■ **WORK TO COMPLETE**: Only a number is required: how many lines of the material contain the word "that"?

Lines of data:

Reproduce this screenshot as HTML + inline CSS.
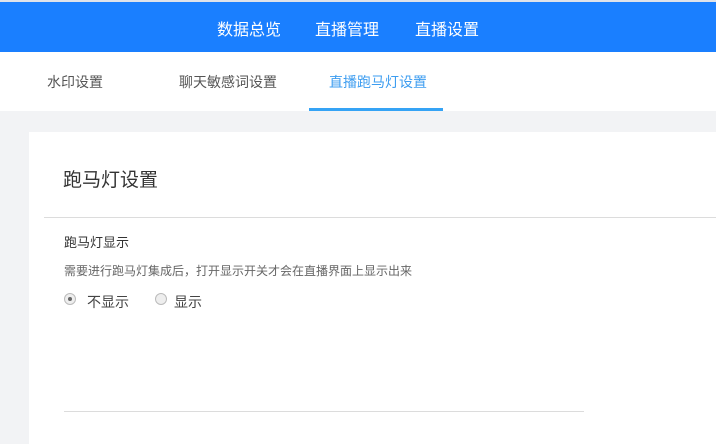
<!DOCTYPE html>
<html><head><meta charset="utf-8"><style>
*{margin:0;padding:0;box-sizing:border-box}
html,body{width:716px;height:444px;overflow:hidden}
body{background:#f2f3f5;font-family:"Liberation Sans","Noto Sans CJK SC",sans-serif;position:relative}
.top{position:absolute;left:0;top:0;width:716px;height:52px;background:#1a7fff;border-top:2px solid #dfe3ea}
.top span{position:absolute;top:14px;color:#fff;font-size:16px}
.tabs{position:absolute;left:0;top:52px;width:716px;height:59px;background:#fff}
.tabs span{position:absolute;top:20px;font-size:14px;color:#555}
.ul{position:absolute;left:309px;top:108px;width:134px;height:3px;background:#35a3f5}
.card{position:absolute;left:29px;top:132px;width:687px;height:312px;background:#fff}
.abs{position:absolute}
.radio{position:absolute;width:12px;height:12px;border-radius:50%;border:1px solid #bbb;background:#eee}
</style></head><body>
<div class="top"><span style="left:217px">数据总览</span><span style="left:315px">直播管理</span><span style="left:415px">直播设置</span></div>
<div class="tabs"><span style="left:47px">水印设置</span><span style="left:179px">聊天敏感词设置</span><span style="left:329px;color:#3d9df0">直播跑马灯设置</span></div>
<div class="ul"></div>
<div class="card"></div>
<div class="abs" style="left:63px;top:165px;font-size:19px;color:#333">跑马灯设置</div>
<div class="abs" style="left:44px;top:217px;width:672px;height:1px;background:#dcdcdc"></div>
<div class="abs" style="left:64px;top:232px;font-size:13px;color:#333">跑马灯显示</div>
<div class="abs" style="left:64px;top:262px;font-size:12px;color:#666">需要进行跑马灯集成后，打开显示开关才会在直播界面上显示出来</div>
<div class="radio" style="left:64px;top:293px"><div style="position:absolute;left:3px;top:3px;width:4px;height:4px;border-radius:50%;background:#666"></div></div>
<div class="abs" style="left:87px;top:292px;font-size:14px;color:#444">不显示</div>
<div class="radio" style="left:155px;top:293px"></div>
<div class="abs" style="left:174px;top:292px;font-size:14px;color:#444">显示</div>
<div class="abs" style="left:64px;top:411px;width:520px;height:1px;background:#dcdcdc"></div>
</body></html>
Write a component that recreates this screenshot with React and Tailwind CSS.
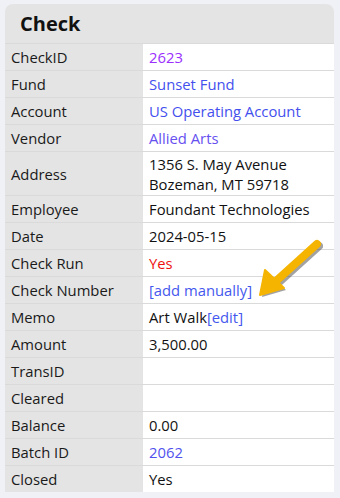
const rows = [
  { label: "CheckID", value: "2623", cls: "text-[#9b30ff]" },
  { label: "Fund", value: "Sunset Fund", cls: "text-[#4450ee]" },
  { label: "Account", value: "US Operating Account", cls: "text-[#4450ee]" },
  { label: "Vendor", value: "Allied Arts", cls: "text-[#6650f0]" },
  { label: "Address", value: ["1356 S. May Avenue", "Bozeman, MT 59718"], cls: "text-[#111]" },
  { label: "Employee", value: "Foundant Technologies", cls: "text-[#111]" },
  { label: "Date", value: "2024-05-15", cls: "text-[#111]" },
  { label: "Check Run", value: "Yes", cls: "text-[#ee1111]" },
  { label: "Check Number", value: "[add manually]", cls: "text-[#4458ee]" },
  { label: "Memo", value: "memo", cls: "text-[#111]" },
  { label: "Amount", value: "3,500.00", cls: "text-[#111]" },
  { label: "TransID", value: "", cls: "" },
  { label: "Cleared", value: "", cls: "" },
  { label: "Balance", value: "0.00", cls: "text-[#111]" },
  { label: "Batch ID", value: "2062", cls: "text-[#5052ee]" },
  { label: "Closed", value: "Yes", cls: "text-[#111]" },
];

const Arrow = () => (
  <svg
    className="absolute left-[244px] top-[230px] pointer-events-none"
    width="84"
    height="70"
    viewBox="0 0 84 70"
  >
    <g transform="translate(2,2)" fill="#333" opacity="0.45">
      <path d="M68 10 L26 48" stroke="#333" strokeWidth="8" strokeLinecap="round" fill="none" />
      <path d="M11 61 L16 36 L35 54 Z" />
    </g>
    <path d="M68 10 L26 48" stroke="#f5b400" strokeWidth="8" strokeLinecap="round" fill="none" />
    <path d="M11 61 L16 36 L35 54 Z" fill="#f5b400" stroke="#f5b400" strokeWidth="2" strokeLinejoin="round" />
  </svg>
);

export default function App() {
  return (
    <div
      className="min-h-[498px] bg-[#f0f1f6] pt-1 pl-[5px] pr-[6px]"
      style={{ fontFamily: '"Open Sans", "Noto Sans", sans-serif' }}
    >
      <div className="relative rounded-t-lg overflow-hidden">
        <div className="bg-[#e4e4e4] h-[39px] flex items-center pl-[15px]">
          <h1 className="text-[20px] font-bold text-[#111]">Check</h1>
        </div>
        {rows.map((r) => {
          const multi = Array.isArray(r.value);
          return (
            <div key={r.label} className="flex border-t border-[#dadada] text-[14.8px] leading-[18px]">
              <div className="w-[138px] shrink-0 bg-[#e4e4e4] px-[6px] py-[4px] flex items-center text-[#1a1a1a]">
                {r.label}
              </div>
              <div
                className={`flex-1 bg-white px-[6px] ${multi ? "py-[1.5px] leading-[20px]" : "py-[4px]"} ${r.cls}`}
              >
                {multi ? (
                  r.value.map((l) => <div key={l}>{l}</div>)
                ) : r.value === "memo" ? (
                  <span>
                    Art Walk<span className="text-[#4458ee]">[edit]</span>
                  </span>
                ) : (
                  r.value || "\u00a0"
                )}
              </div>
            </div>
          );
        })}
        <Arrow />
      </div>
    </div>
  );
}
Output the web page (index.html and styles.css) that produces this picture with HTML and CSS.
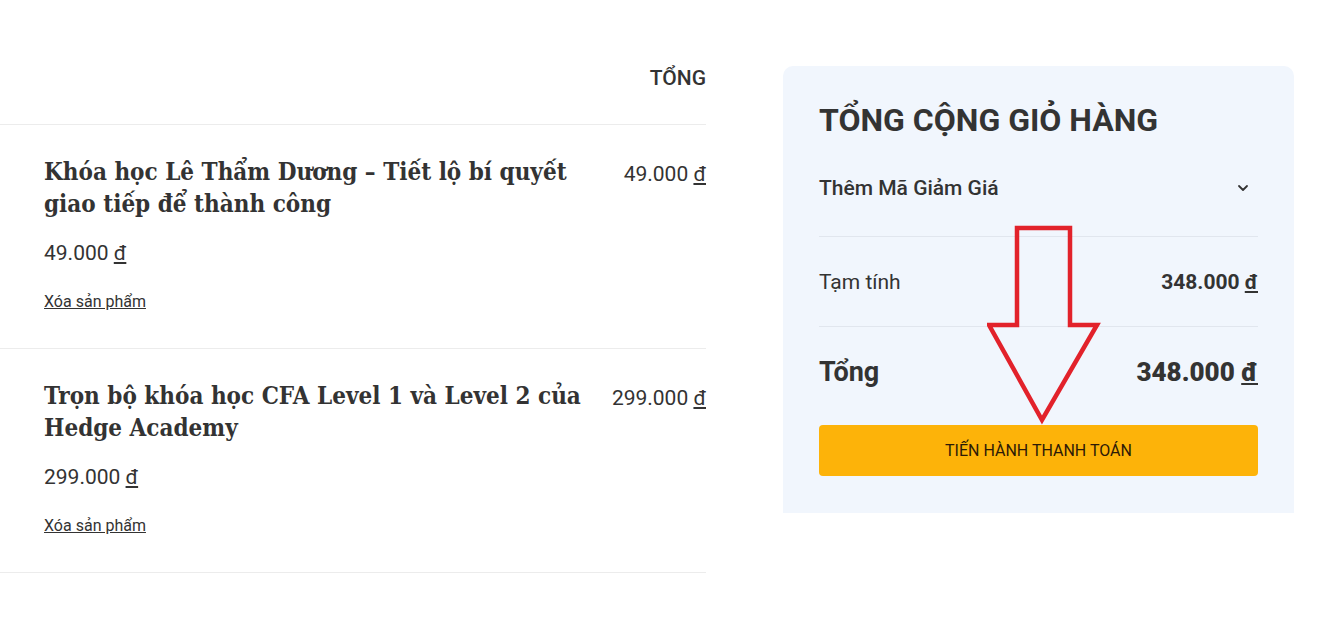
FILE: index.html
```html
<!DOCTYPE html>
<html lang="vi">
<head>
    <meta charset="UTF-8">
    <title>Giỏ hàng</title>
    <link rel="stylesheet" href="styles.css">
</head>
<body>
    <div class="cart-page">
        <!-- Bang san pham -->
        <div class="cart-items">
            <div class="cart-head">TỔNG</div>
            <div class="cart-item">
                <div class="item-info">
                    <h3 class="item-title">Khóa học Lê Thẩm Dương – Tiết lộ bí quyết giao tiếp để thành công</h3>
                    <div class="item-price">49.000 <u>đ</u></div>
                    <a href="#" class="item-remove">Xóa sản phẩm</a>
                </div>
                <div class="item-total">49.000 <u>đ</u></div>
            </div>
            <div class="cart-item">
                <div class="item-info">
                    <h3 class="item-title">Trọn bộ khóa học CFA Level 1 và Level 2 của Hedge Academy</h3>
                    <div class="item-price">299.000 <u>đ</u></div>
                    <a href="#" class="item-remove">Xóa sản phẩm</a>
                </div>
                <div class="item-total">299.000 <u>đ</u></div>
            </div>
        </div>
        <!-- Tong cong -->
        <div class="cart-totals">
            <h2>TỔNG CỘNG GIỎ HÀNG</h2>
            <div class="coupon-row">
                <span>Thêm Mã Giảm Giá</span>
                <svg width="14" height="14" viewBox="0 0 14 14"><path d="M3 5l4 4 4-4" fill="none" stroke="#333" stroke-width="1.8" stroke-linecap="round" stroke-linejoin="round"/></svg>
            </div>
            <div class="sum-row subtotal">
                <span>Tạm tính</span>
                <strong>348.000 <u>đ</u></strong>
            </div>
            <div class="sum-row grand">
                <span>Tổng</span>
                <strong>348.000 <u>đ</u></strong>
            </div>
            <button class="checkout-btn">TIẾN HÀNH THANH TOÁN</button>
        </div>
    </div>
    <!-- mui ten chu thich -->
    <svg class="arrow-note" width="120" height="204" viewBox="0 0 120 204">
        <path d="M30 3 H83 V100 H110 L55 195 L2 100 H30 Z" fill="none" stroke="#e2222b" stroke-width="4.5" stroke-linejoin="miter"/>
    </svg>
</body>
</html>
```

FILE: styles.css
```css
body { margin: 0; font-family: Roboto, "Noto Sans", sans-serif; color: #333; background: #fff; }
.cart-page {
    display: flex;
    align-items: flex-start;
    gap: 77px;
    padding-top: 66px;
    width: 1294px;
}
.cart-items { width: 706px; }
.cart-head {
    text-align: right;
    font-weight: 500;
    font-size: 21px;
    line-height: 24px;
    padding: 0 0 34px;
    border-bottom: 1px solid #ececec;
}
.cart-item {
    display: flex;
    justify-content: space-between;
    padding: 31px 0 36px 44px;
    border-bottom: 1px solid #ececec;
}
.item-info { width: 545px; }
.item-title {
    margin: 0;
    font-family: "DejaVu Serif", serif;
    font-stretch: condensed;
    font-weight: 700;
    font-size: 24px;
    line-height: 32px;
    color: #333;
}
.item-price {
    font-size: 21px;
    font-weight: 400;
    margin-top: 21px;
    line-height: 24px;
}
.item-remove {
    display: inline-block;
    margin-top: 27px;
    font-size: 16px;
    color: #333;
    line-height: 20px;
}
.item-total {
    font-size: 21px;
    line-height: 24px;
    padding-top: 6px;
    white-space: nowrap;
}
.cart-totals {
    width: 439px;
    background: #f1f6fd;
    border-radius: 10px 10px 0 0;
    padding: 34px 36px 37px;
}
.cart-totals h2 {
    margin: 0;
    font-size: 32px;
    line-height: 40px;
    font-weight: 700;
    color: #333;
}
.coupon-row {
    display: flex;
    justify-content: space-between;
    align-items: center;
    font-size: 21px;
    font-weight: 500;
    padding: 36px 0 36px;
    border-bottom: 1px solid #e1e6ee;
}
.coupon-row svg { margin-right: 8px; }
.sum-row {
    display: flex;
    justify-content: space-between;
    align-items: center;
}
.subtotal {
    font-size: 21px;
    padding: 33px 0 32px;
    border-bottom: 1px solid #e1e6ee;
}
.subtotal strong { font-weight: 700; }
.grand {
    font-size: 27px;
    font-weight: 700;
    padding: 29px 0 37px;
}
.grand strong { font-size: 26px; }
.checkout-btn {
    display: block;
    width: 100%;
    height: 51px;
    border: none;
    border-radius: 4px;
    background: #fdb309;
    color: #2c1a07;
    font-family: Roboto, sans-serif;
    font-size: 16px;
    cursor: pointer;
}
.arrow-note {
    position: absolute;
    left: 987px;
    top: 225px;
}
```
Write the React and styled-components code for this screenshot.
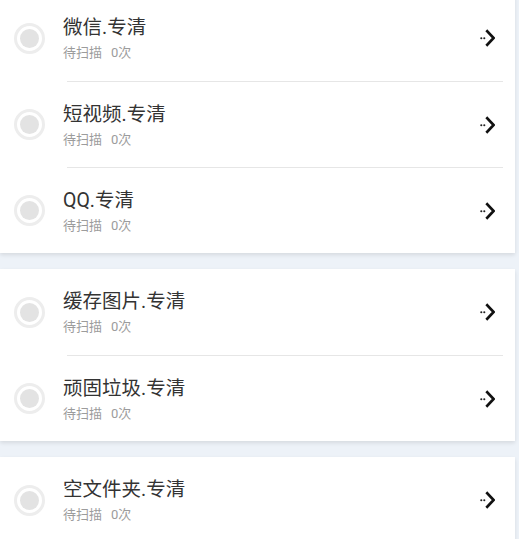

■ **WRITTEN ANSWER**: 2